Significance and Claims
The paper claims to demonstrate that Bayesian inference provides a robust and reproducible framework for analyzing complex maser spectra. Its primary contributions are:

1. Statistical Rigor: It moves beyond subjective, point-estimate fitting to provide full posterior distributions, enabling the quantification of parameter uncertainties and correlations.
2. Model Flexibility: It establishes that Voigt profiles are statistically necessary to represent the observed methanol maser morphology, suggesting that purely Gaussian decompositions are insufficient for high signal-to-noise data.
3. Methodological Generalizability: The approach is presented as extendable to other molecular line studies, offering a pathway to integrate statistically rigorous spectral modeling with high-resolution interferometric observations.

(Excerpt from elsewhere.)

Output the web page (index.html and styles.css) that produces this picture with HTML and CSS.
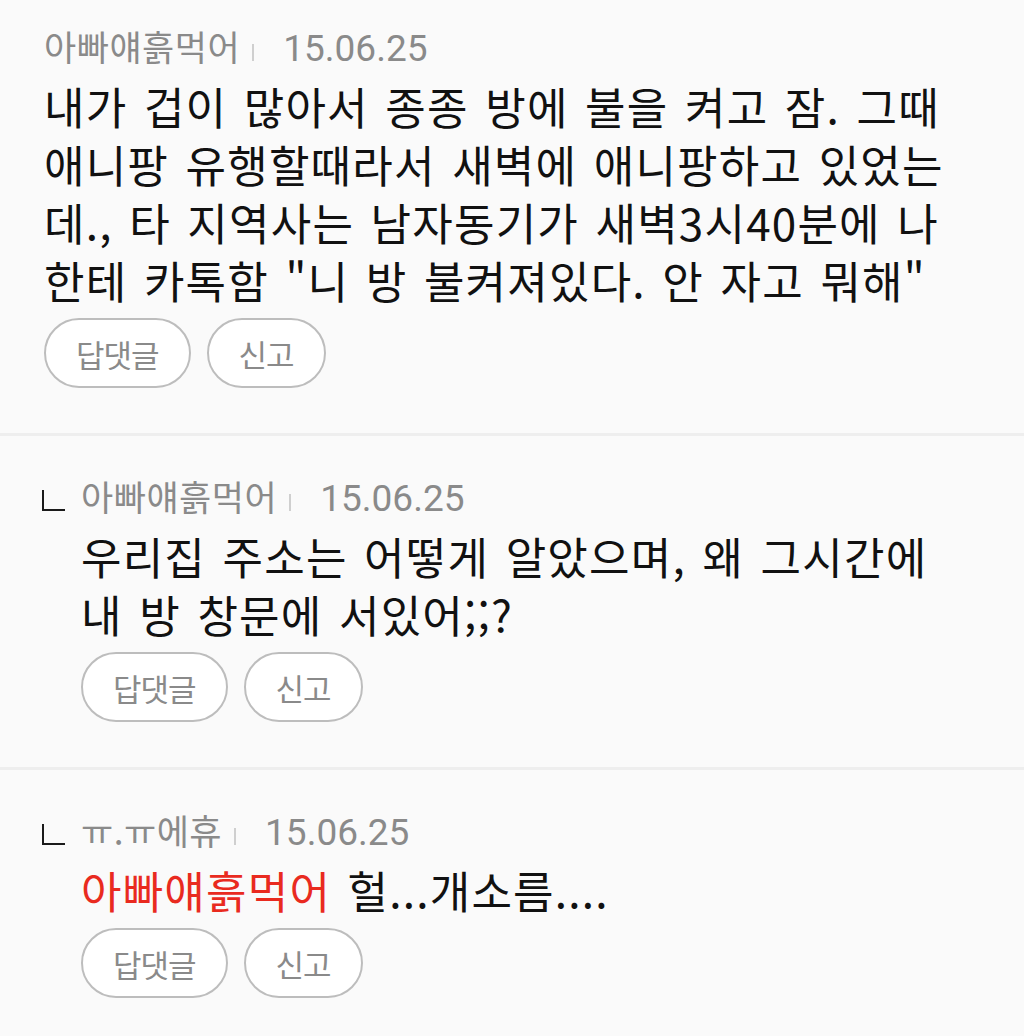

The authors maintain a modest stance regarding physical interpretation. They explicitly state that the preference for the Voigt profile indicates a need for flexible modeling of spectral morphology but does not uniquely identify specific microscopic broadening mechanisms (such as classical damping) without spatial resolution. The study concludes that while the method improves the characterization of single-dish data, the inherent limitations of unresolved substructure necessitate future high-angular-resolution and multi-epoch observations to fully constrain the dynamics of massive star formation.